When I finally got around to pouring it a couple of months later, I found a dense jet-black and thickly textured beer. The head is a dark tan colour but I kept having to top my glass up to get it in the photo at all: head retention is not a strong point here. It tastes sweeter than I'd expect from a Baltic porter, full of rich chocolate and wholesome cereal, missing the bitter liquorice that often features and getting no more herbal than a touch of cola nut. I'm not bothered about authenticity, however: this Irish iteration of the style is beautiful. The chewy and filling quality of Baltic porter is present, as well as the intrinsic cleanness, so even though you're feeling everything that a dark beer brings to the table at 8% ABV, it doesn't clag up the palate as you go through. I've no idea what the availability of this is -- I've certainly never seen it for sale -- but it deserves to be more widely enjoyed.

For good measure I also half-inched a small bottle of Hook Porter, seemingly a more commonly Irish sort of dark beer, although at 5% ABV it's perhaps a little bigger than the norm. It's a very dark brown colour with little by way of head so seems like it would be dense and chewy. It's not, however, proving surprisingly lightly textured. The flavour is unusually floral, presenting a bouquet of lavender, violet and rosewater up front. Some chocolate would be nice to balance that, but the thinness strikes and only a faint burnt and smoky roastiness answers back. In what I'm guessing is an attempt to make the beer sessionable, all the taste is at the front, with a very quick finish, leaving just water and a slightly stale oxidised burr on the end.
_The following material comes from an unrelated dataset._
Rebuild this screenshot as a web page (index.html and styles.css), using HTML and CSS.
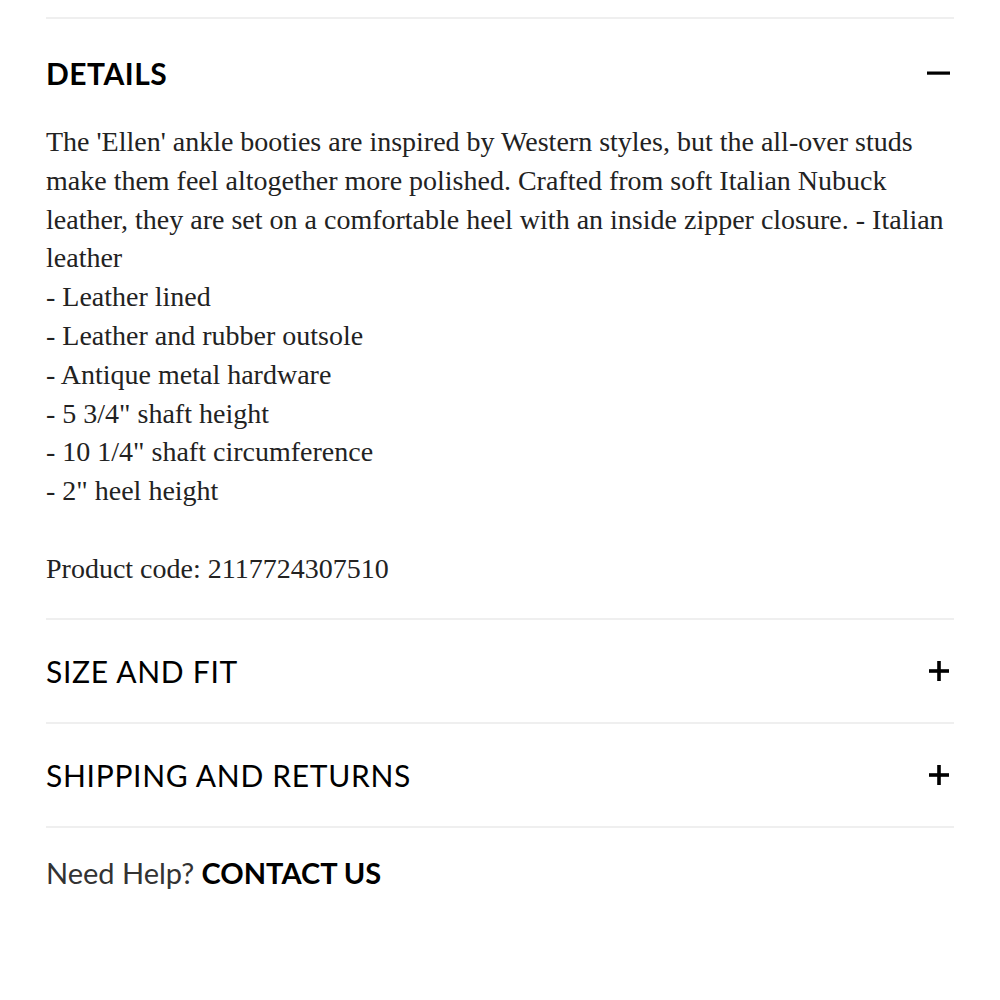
FILE: index.html
```html
<!DOCTYPE html>
<html lang="en">
<head>
<meta charset="utf-8">
<title>Details</title>
<link rel="stylesheet" href="styles.css">
</head>
<body>
<div class="page">
  <section class="acc acc-open">
    <div class="acc-head acc-head-first">
      <h2 class="acc-title acc-title-bold">DETAILS</h2>
      <svg class="acc-icon" width="24" height="24" viewBox="0 0 24 24"><rect x="0" y="10.5" width="23" height="3.2" fill="#000"/></svg>
    </div>
    <div class="acc-body">
      The 'Ellen' ankle booties are inspired by Western styles, but the all-over studs make them feel altogether more polished. Crafted from soft Italian Nubuck leather, they are set on a comfortable heel with an inside zipper closure. - Italian leather<br>
      - Leather lined<br>
      - Leather and rubber outsole<br>
      - Antique metal hardware<br>
      - 5 3/4" shaft height<br>
      - 10 1/4" shaft circumference<br>
      - 2" heel height<br>
      <br>
      Product code: 2117724307510
    </div>
  </section>
  <section class="acc">
    <div class="acc-head">
      <h2 class="acc-title">SIZE AND FIT</h2>
      <svg class="acc-icon" width="24" height="24" viewBox="0 0 24 24"><rect x="2" y="10.2" width="20" height="3.6" fill="#000"/><rect x="10.2" y="2" width="3.6" height="20" fill="#000"/></svg>
    </div>
  </section>
  <section class="acc">
    <div class="acc-head">
      <h2 class="acc-title">SHIPPING AND RETURNS</h2>
      <svg class="acc-icon" width="24" height="24" viewBox="0 0 24 24"><rect x="2" y="10.2" width="20" height="3.6" fill="#000"/><rect x="10.2" y="2" width="3.6" height="20" fill="#000"/></svg>
    </div>
  </section>
  <p class="help">Need Help? <a class="help-link" href="#">CONTACT US</a></p>
</div>
</body>
</html>
```

FILE: styles.css
```css
html, body {
  margin: 0;
  padding: 0;
  background: #fff;
}
.page {
  padding: 17px 46px 0;
}
.acc {
  border-top: 2px solid #efefef;
}
.acc-head {
  height: 102px;
  display: flex;
  align-items: center;
  justify-content: space-between;
}
.acc-head-first {
  padding-top: 4px;
  height: 100px;
}
.acc-title {
  margin: 0;
  font-family: "Lato", "Noto Sans", sans-serif;
  font-weight: 400;
  font-size: 30px;
  letter-spacing: 0.7px;
  color: #000;
}
.acc-title-bold {
  font-weight: 700;
  letter-spacing: 0.5px;
}
.acc-icon {
  display: block;
  margin-right: 3px;
}
.acc-body {
  font-family: "Liberation Serif", serif;
  font-size: 28px;
  line-height: 38.8px;
  color: #222;
  padding-bottom: 29px;
}
.help {
  border-top: 2px solid #efefef;
  margin: 0;
  padding-top: 27px;
  font-family: "Lato", "Noto Sans", sans-serif;
  font-size: 29px;
  color: #333;
}
.help-link {
  color: #000;
  font-weight: 700;
  text-decoration: none;
}
```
This is very nearly superb. The hallmarks of high-quality porter are there but there's a depth lacking, a heavier texture that should have been perfectly possible given the strength. Throw in some more silky chocolate and it would be a world-beater.

Nevertheless these are two very well-made dark beers. Arthurstown has tended to go in more for the pale ales, lagers and reds so far. A few more like this would keep me happier.